Peterson (2003) reports that the criteria developed by Accreditation Board for Engineering and Technology (ABET) of USA, can be followed in promoting the entrepreneurial spirit. This criterion includes the following qualities to be developed midst the Entrepreneurial Engineer:

  • An ability to apply knowledge of mathematics, science and engineering
  • An ability to design and conduct experiments, as well as to analyze and interpret data
  • An ability to design a system, component, or process to meet desired needs
  • An ability to function on multi-disciplinary teams
  • An ability to identify, formulate and solve engineering problems
  • An understanding of professional and ethically responsible engineer
  • An ability to communicate effectively
  • The broad education necessary to understand the impact of engineering solutions in a global and societal context
  • A recognition of the need for and also an ability to engage in lifelong learning
  • A knowledge of contemporary issues
  • An ability to use the techniques, skills and modern engineering tools necessary for engineering practice

Thus, it should be possible for the institutions to develop comprehensive course content to facilitate these desirable characteristics. Despite of having a wide-reaching history of entrepreneurship, India is trying hard to reach the desired equilibrium between job seekers and job creators.

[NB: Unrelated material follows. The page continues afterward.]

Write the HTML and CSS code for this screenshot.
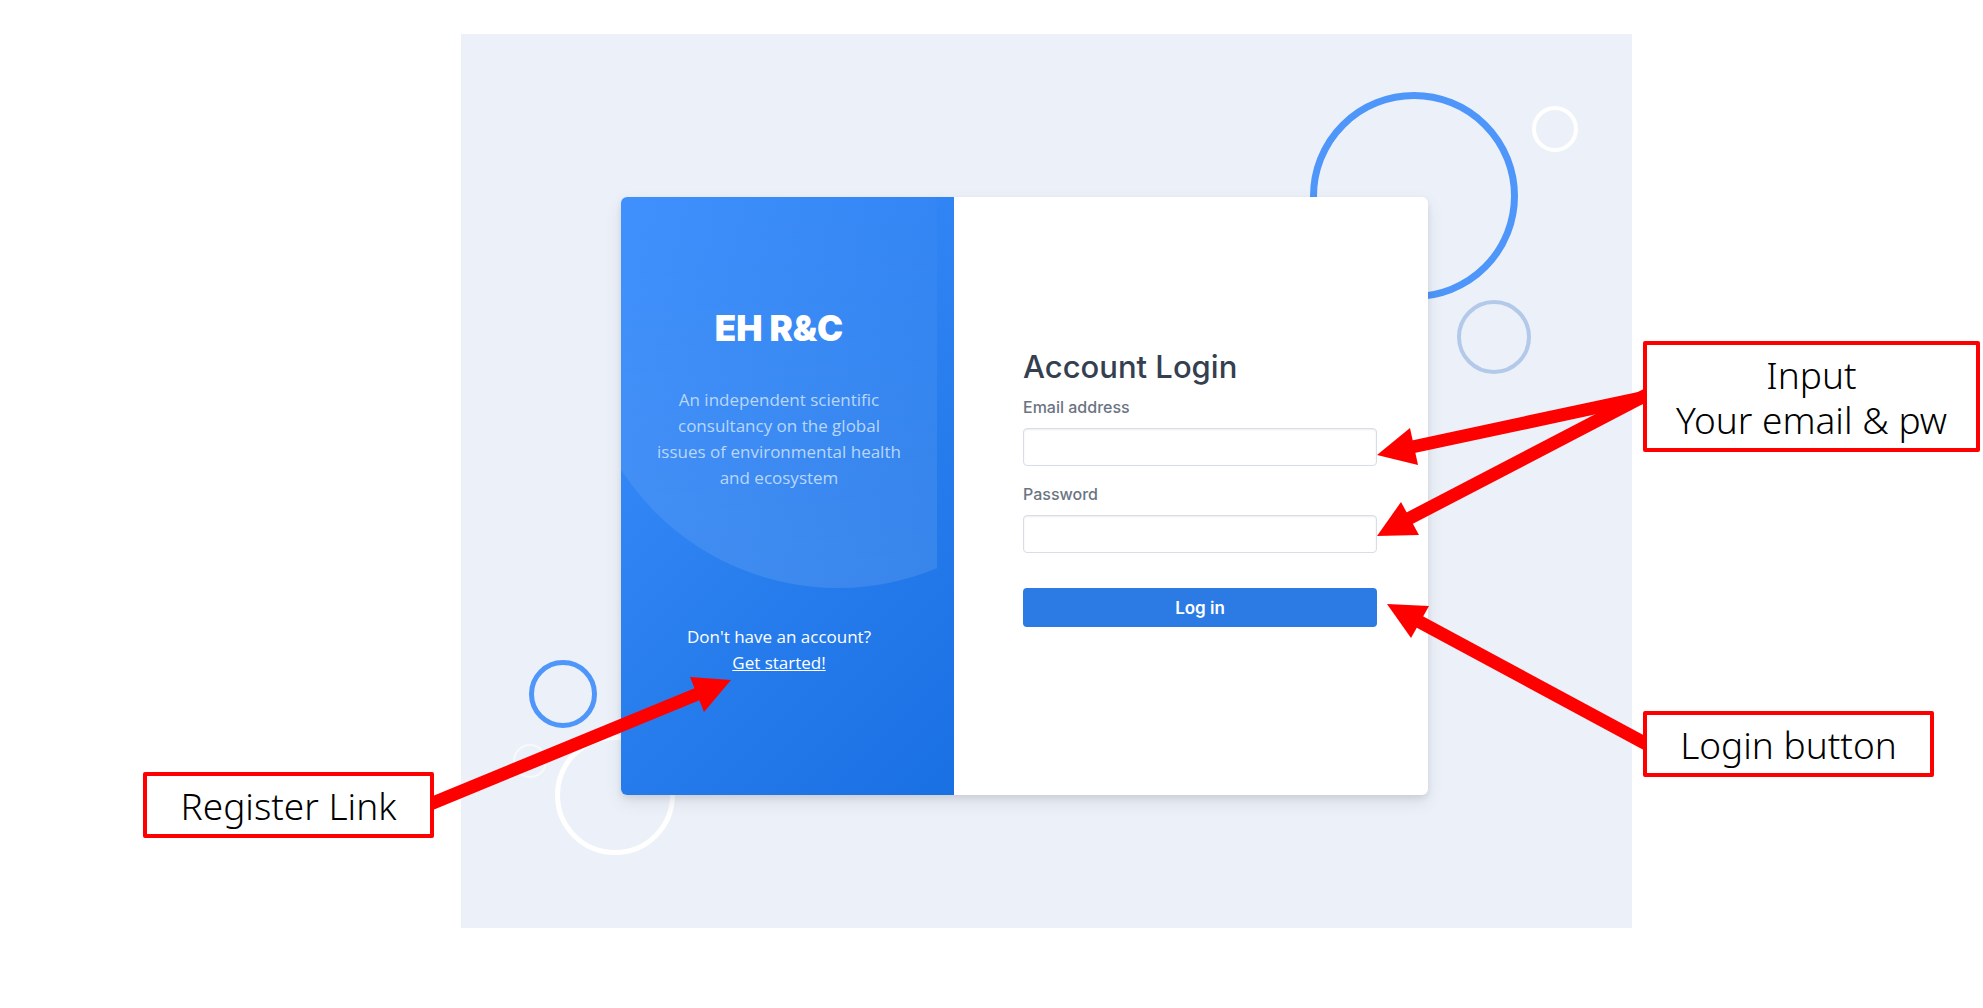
FILE: index.html
```html
<!DOCTYPE html>
<html lang="en">
<head>
<meta charset="utf-8">
<title>EH R&amp;C – Account Login</title>
<link rel="stylesheet" href="styles.css">
</head>
<body>
<div class="slide">
  <aside class="notes notes-left">
    <p class="callout">Register Link</p>
  </aside>

  <main class="scene">
    <span class="ring ring-blue-large"></span>
    <span class="ring ring-white-small"></span>
    <span class="ring ring-pale"></span>
    <span class="ring ring-blue-small"></span>
    <span class="ring ring-white-tiny"></span>
    <span class="ring ring-white-large"></span>

    <div class="card">
      <section class="panel">
        <div class="panel-body">
          <h1 class="brand">EH R&amp;C</h1>
          <p class="intro">An independent scientific<br>consultancy on the global<br>issues of environmental health<br>and ecosystem</p>
          <p class="signup">Don't have an account?<br><a href="#register">Get started!</a></p>
        </div>
      </section>
      <form class="login">
        <h2 class="title">Account Login</h2>
        <div class="field">
          <label for="email">Email address</label>
          <input id="email" type="email">
        </div>
        <div class="field">
          <label for="password">Password</label>
          <input id="password" type="password">
        </div>
        <button class="submit" type="submit">Log in</button>
      </form>
    </div>
  </main>

  <aside class="notes notes-right">
    <p class="callout callout-wide">Input<br>Your email &amp; pw</p>
    <p class="callout">Login button</p>
  </aside>

  <svg class="arrows" viewBox="0 0 1983 928" aria-hidden="true">
    <g stroke="#f00" stroke-width="13">
      <path d="M1650 396 1412 447"/>
      <path d="M1650 393 1408 519"/>
      <path d="M1650 746 1418 621"/>
      <path d="M428 805 700 693"/>
    </g>
    <g fill="#f00">
      <path d="M1377 455 1410 428 1418 465z"/>
      <path d="M1377 536 1401 502 1419 535z"/>
      <path d="M1387 604 1429 606 1411 638z"/>
      <path d="M731 680 690 677 704 712z"/>
    </g>
  </svg>
</div>
</body>
</html>
```
FILE: styles.css
```css
* {
  box-sizing: border-box;
}

body {
  margin: 0;
  background: #fff;
  font-family: "Open Sans", "Noto Sans", sans-serif;
}

h1,
h2,
p {
  margin: 0;
}

.slide {
  position: relative;
  display: grid;
  grid-template-columns: 461fr 1171fr 351fr;
  padding-top: 34px;
}

/* Annotation boxes */
.notes {
  position: relative;
  z-index: 2;
  display: flex;
  flex-direction: column;
}

.notes-left {
  align-items: flex-end;
  padding: 738px 27px 0 0;
}

.notes-right {
  align-items: flex-start;
  gap: 259px;
  padding: 307px 0 0 11px;
}

.callout {
  width: 291px;
  padding: 7px 0 6px;
  border: 4px solid #f00;
  border-radius: 2px;
  background: #fff;
  color: #000;
  font-family: "Noto Sans", "Open Sans", sans-serif;
  font-weight: 300;
  font-size: 37px;
  line-height: 45px;
  text-align: center;
  white-space: nowrap;
}

.callout-wide {
  width: 337px;
}

.arrows {
  position: absolute;
  z-index: 1;
  inset: 0;
  width: 100%;
  pointer-events: none;
}

/* Login scene */
.scene {
  position: relative;
  padding: 163px 204px 133px 160px;
  background: #ecf1f9;
}

.ring {
  position: absolute;
  border: 4px solid #fff;
  border-radius: 50%;
}

.ring-blue-large {
  top: 58px;
  right: 114px;
  width: 208px;
  height: 208px;
  border: 7px solid #4e96f9;
}

.ring-white-small {
  top: 72px;
  right: 54px;
  width: 46px;
  height: 46px;
}

.ring-pale {
  top: 266px;
  right: 101px;
  width: 74px;
  height: 74px;
  border-color: #b3c9e9;
}

.ring-blue-small {
  bottom: 200px;
  left: 68px;
  width: 68px;
  height: 68px;
  border: 5px solid #4e96f9;
}

.ring-white-tiny {
  bottom: 150px;
  left: 52px;
  width: 34px;
  height: 34px;
  border: 2px solid #f7f9fb;
}

.ring-white-large {
  bottom: 73px;
  left: 94px;
  width: 120px;
  height: 120px;
  border-width: 5px;
}

.card {
  position: relative;
  display: grid;
  grid-template-columns: 333fr 474fr;
  min-height: 598px;
  overflow: hidden;
  border-radius: 6px;
  background: #fff;
  box-shadow: 0 7px 16px rgba(65, 69, 88, 0.12), 0 3px 6px rgba(0, 0, 0, 0.08);
}

.panel {
  padding-right: 17px;
  background: linear-gradient(-45deg, #1970e2, #3d8ffd);
}

.panel-body {
  position: relative;
  height: 100%;
  padding-top: 106px;
  overflow: hidden;
  color: #fff;
  text-align: center;
}

.panel-body::before {
  content: "";
  position: absolute;
  top: -125px;
  left: -41px;
  width: 516px;
  height: 516px;
  border-radius: 50%;
  background: linear-gradient(rgba(255, 255, 255, 0.01) 24%, rgba(255, 255, 255, 0.1));
}

.brand,
.intro,
.signup {
  position: relative;
}

.brand {
  font-family: Inter, sans-serif;
  font-weight: 900;
  font-size: 35px;
  line-height: 50px;
}

.intro,
.signup {
  font-size: 17px;
  line-height: 26px;
}

.intro {
  margin-top: 34px;
  color: #b8d7fb;
}

.signup {
  margin-top: 133px;
}

.signup a {
  color: inherit;
}

.login {
  padding: 152px 51px 0 69px;
  font-family: Inter, sans-serif;
}

.title {
  margin-bottom: 10px;
  color: #344050;
  font-weight: 500;
  font-size: 31px;
  line-height: 36px;
}

.field {
  margin-bottom: 16px;
}

.field label {
  display: block;
  margin-bottom: 9px;
  color: #6b7482;
  font-weight: 500;
  font-size: 16px;
  line-height: 24px;
}

.field input {
  display: block;
  width: 100%;
  height: 38px;
  padding: 0 12px;
  border: 1px solid #d8dde8;
  border-radius: 4px;
  background: #fff;
  box-shadow: inset 0 1px 2px rgba(0, 0, 0, 0.08);
  font: inherit;
}

.submit {
  display: block;
  width: 100%;
  height: 39px;
  margin-top: 35px;
  border: 0;
  border-radius: 4px;
  background: #2c7be5;
  color: #fff;
  font-family: inherit;
  font-weight: 600;
  font-size: 17px;
}
```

Having discussed this, is it still enough to support the debate on whether entrepreneurial skill can be groomed by HEIs?

TRANSFERRING THE PASSIVE KNOWLEDGE TO ACTIVE USE

In the HEIs, a number of academic activities regularly take place catalyzing students’ interests in various fields. These activities help in generating the periodic reports to help study and analyze the trends. These reports are usually reviewed under mandatory conditions and some maybe converted to research papers and academic curriculars. The study and the subsequent utilization of this passive knowledge is an essential part of the knowledge transfer as many ideas that are brainstormed can be successfully applied, commercially. Exercises such as follows may be continued to keep students on the feet:

  • Developing a Business Plan
  • Conducting a Field Survey
  • Conducting Market Survey
  • Conducting and Analyzing Feasibility Studies
  • Exploring Sponsorship Opportunities

As HEIs promote such activities, students might understand the potential benefits of these. The hope of at-least one student launching his/her research to form a company is what keeps the process going. The trends disclose that one success encourages many, but one failure provokes even more to take it from there. In addition to the above-mentioned activities, the HEIs need to develop courses on Patent Law and Intellectual Property Law, Venture Capital, Joint Ventures, Foreign Investments and similar subjects to keep students interested in the space of entrepreneurship.

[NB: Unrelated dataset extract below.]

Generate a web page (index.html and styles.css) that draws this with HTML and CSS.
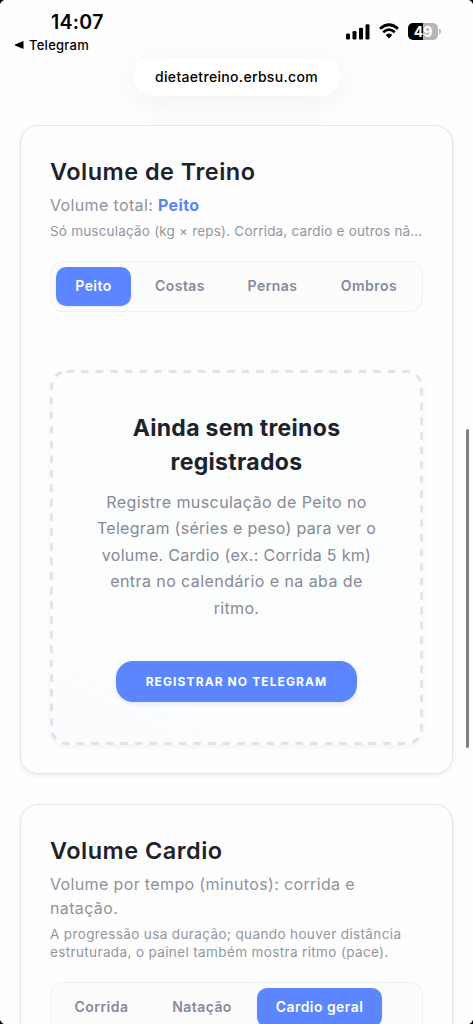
FILE: index.html
```html
<!DOCTYPE html>
<html lang="pt-BR">
<head>
<meta charset="utf-8">
<meta name="viewport" content="width=device-width, initial-scale=1">
<title>Volume de Treino</title>
<link rel="stylesheet" href="styles.css">
</head>
<body>
<div class="screen">
  <header class="top">
    <div class="status">
      <div class="clock">
        <span class="time">14:07</span>
        <span class="back"><svg width="9" height="8" viewBox="0 0 9 8"><path d="M8.5 0v8L0 4.6v-1.2z"/></svg><span class="back-label">Telegram</span></span>
      </div>
      <div class="indicators">
        <svg class="signal" width="25" height="16" viewBox="0 0 25 16"><rect x="0" y="9.5" width="4" height="6" rx="1.3"/><rect x="6.5" y="7" width="4" height="8.5" rx="1.3"/><rect x="13" y="3.7" width="4" height="11.8" rx="1.3"/><rect x="19.5" y="0.3" width="4" height="15.2" rx="1.3"/></svg>
        <svg class="wifi" width="20" height="16" viewBox="0 0 20 16"><g fill="none" stroke="#000" stroke-width="2.7"><path d="M1 5.8Q10-2.3 19 5.8"/><path d="M4.2 9.3Q10 4.1 15.8 9.3"/></g><path d="M6.7 11.9Q10 9.2 13.3 11.9L10 15.5z"/></svg>
        <div class="battery"><span class="battery-level">49</span><i class="battery-cap"></i></div>
      </div>
    </div>
    <div class="address"><span class="host">dietaetreino.erbsu.com</span></div>
  </header>

  <main class="cards">
    <section class="card">
      <h2 class="title">Volume de Treino</h2>
      <p class="subtitle">Volume total: <b class="accent">Peito</b></p>
      <p class="note">Só musculação (kg × reps). Corrida, cardio e outros nã…</p>
      <nav class="tabs">
        <button class="tab active w-peito">Peito</button>
        <button class="tab w-costas">Costas</button>
        <button class="tab w-pernas">Pernas</button>
        <button class="tab w-ombros">Ombros</button>
      </nav>
      <div class="empty">
        <svg class="dashes" width="373" height="375" viewBox="0 0 373 375"><rect x="1.5" y="1.5" width="370" height="372" rx="15"/></svg>
        <h3 class="empty-title">Ainda sem treinos<br>registrados</h3>
        <p class="empty-text"><span class="wide">Registre musculação de Peito no</span><br>Telegram (séries e peso) para ver o<br>volume. Cardio (ex.: Corrida 5 km)<br><span class="wide">entra no calendário e na aba de</span><br>ritmo.</p>
        <button class="cta">REGISTRAR NO TELEGRAM</button>
      </div>
    </section>

    <section class="card">
      <h2 class="title">Volume Cardio</h2>
      <p class="subtitle">Volume por tempo (minutos): corrida e<br>natação.</p>
      <p class="note loose">A progressão usa duração; quando houver distância<br>estruturada, o painel também mostra ritmo (pace).</p>
      <nav class="tabs">
        <button class="tab w-corrida">Corrida</button>
        <button class="tab w-natacao">Natação</button>
        <button class="tab active w-cardio">Cardio geral</button>
      </nav>
    </section>
  </main>

  <div class="scrollbar"></div>
  <svg class="corner tl" width="5" height="5" viewBox="0 0 5 5"><path d="M0 0h4Q1.2 1 0 4z"/></svg>
  <svg class="corner tr" width="5" height="5" viewBox="0 0 5 5"><path d="M0 0h4Q1.2 1 0 4z"/></svg>
  <svg class="corner bl" width="5" height="5" viewBox="0 0 5 5"><path d="M0 0h4Q1.2 1 0 4z"/></svg>
  <svg class="corner br" width="5" height="5" viewBox="0 0 5 5"><path d="M0 0h4Q1.2 1 0 4z"/></svg>
</div>
</body>
</html>
```
FILE: styles.css
```css
* { box-sizing: border-box; }
html, body { margin: 0; height: 100%; overflow: hidden; }
body { background: #fefefe; font-family: Inter, "Open Sans", sans-serif; color: #1e222d; }
h2, h3, p { margin: 0; font-weight: 400; }
button { border: 0; margin: 0; padding: 0; font-family: inherit; background: none; white-space: nowrap; }

.screen { position: relative; height: 1024px; overflow: hidden; }

.top { height: 125px; color: #000; }
.status { display: flex; justify-content: space-between; height: 56px; }
.clock { display: flex; flex-direction: column; padding: 10px 0 0 15px; }
.time { padding-left: 36px; font-size: 19.5px; line-height: 24px; font-weight: 600; letter-spacing: 0.3px; }
.back { display: flex; align-items: center; gap: 5px; height: 22px; font-size: 13px; font-weight: 500; letter-spacing: 0.25px; }
.indicators { display: flex; align-items: flex-start; padding: 23px 35px 0 0; }
.wifi { margin-left: 8px; }
.signal { margin-top: 1px; }
.battery { position: relative; width: 30px; height: 17px; margin-left: 9px; border-radius: 5px; background: linear-gradient(90deg, #000 50%, #b7b7b7 50%); color: #fff; text-align: center; font-size: 14px; line-height: 17px; font-weight: 700; }
.battery-cap { position: absolute; left: 31px; top: 6px; width: 2px; height: 5px; border-radius: 0 2px 2px 0; background: #b7b7b7; }
.address { width: 207px; height: 39px; margin: 1px auto 0; display: flex; align-items: center; justify-content: center; border-radius: 20px; background: #fff; box-shadow: 0 6px 32px rgba(0, 0, 0, 0.06); font-size: 14px; font-weight: 500; }
.host { letter-spacing: 0.32px; white-space: nowrap; }

.cards { position: relative; display: flex; flex-direction: column; gap: 30px; padding: 0 20px; }
.card { flex: none; padding: 30px 29px 28px; border: 1px solid #e2e5ea; border-radius: 18px; background: #fefefe; box-shadow: 0 2px 4px rgba(20, 30, 50, 0.07); }
.title { font-size: 23.5px; line-height: 31px; font-weight: 600; letter-spacing: 0.48px; white-space: nowrap; }
.subtitle { margin-top: 6px; font-size: 16px; line-height: 24px; letter-spacing: 0.36px; color: #8e929e; white-space: nowrap; }
.accent { color: #5b83f3; font-weight: 700; }
.note { margin-top: 5px; font-size: 13.5px; line-height: 18.5px; letter-spacing: 0.2px; color: #92969f; white-space: nowrap; }
.loose { letter-spacing: 0.37px; }
.tabs { display: flex; gap: 6px; height: 51px; margin-top: 20px; padding: 5px; border: 1px solid #f0f1f4; border-radius: 13px; background: #fcfcfd; }
.tab { flex: none; height: 39px; padding-bottom: 2px; border-radius: 10px; font-size: 14px; font-weight: 600; letter-spacing: 0.45px; color: #858a9b; }
.active { background: #5b86ff; color: #fff; box-shadow: 0 1px 3px rgba(80, 120, 240, 0.12); }
.w-peito { width: 75px; }
.w-costas { width: 86px; }
.w-pernas { width: 87px; }
.w-ombros { width: 94px; }
.w-corrida { width: 91px; }
.w-natacao { width: 98px; }
.w-cardio { width: 125px; }

.empty { position: relative; height: 375px; margin-top: 58px; padding-top: 41px; display: flex; flex-direction: column; align-items: center; border-radius: 16px; background: linear-gradient(25deg, #f9fbfe 0%, #fcfdfd 20%, #fcfdfd 100%); box-shadow: 0 2px 5px rgba(20, 30, 50, 0.05); text-align: center; white-space: nowrap; }
.dashes { position: absolute; left: 0; top: 0; }
.dashes rect { fill: none; stroke: #e1e3e6; stroke-width: 2.8; stroke-dasharray: 7.6 7; }
.empty-title { font-size: 23px; line-height: 34px; font-weight: 700; letter-spacing: 0.3px; }
.empty-text { margin-top: 10px; font-size: 16px; line-height: 26.6px; letter-spacing: 0.3px; color: #858998; }
.wide { letter-spacing: 0.43px; }
.cta { width: 241px; height: 41px; margin-top: 40px; border-radius: 17px; background: #5b86ff; box-shadow: 0 2px 4px rgba(60, 90, 190, 0.13); color: #fff; font-size: 12px; font-weight: 700; letter-spacing: 1.1px; }

.scrollbar { position: absolute; right: 4px; top: 429px; width: 3px; height: 319px; border-radius: 2px; background: #7f7f7f; }
.corner { position: absolute; }
.tl { left: 0; top: 0; }
.tr { right: 0; top: 0; transform: scaleX(-1); }
.bl { left: 0; bottom: 0; transform: scaleY(-1); }
.br { right: 0; bottom: 0; transform: scale(-1, -1); }
```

In addition to the usual R&D institutions and other government agencies, teachers, individuals, budding entrepreneurs, innovators and other aspirants constantly need to communicate directly with the HEIs to stay updated on the potential opportunities related to entrepreneurship. These opportunities may appear in forms of consumer and market requirements, competitions, government grants and supporting government policies and frameworks. The opportunities promote and foster the culture of innovation and keep the entrepreneurial spirit alive in the minds of young people.

CONCLUSION

The decisions about leveraging entrepreneurship and new business creations and set ups, specifically amongst students through HEIs are yet to be studied and finalized. The need for hour is the decision in favour of these HEIs as they would be the firsthand experience for students who wish to imbibe the culture of entrepreneurship in them. These favorable decisions will not only relieve the pressure on the labour market, but also enhance the employment statistics and create a whole new spectrum of opportunities for people to explore in India. These measures might lead to maintaining a high growth rate while achieving a stabilized economy.

As discussed above, the HEIs must and would play a vital role in promoting, fostering, developing and nurturing the role of entrepreneurship in India. Government Organizations such as National Science and Technology Entrepreneurship and Development Department under the Ministry of Science and Technology has been set up to support the development of knowledge-based institutions through Higher Science Institutions. Similarly, Atal Innovation Mission (AIM), under the aegis of NITI Aayog, has been set up as the innovation cell of the country, primarily focusing on developing and promoting innovations in India majorly through educational institutes, both at the school level and at the higher education level. AIM is working to set up more than hundred incubators in various academic and private institutions to encourage startups from all backgrounds to enter this ecosystem.

These measures have and will continue to build the following aspects in order to promote entrepreneurship in India -

  1. Improve the Ease of Doing Business
  2. Build a Strong Business Foundation
  3. Improve the Financial Support and Aid
  4. Redirecting Surpluses to R&D Sectors
  5. Utility from an Improved Quality of Life
  6. Satisfaction of Creating a Social Impact

and many more.

As of today, majority of the youth is unsure about its dreams and still doesn’t know what they wish to pursue after their studies. A focused approach and dedicated subjects might stimulate them to think about their career and life choices. This doesn’t seem like a bad start, does it?

REFERENCES

  1. Griliches, Zvi, (1979). "Sibling Models and Data in Economics: Beginnings of a Survey," Journal of Political Economy, University of Chicago Press, vol. 87(5), pages S37-64, October
  2. Peterson, George. (2003) "The Role of ABET Criteria in Creating the Entrepreneurial Engineer" in "Teaching Entrepreneurship to Engineering Students", Eleanor Baum and Carl McHargue Eds, ECI Symposium Series, Volume P2 (2003). http://services.bepress.com/eci/teaching/5
  3. Witt, Ulrich and Zellner , Christian. (2004) “Knowledge-based Entrepreneurship: The Organizational Side of Technology Commercialization”, Papers on Economics and Evolution, Max Planck Institute for Research into Economic Systems Evolutionary Economics Group, Germany.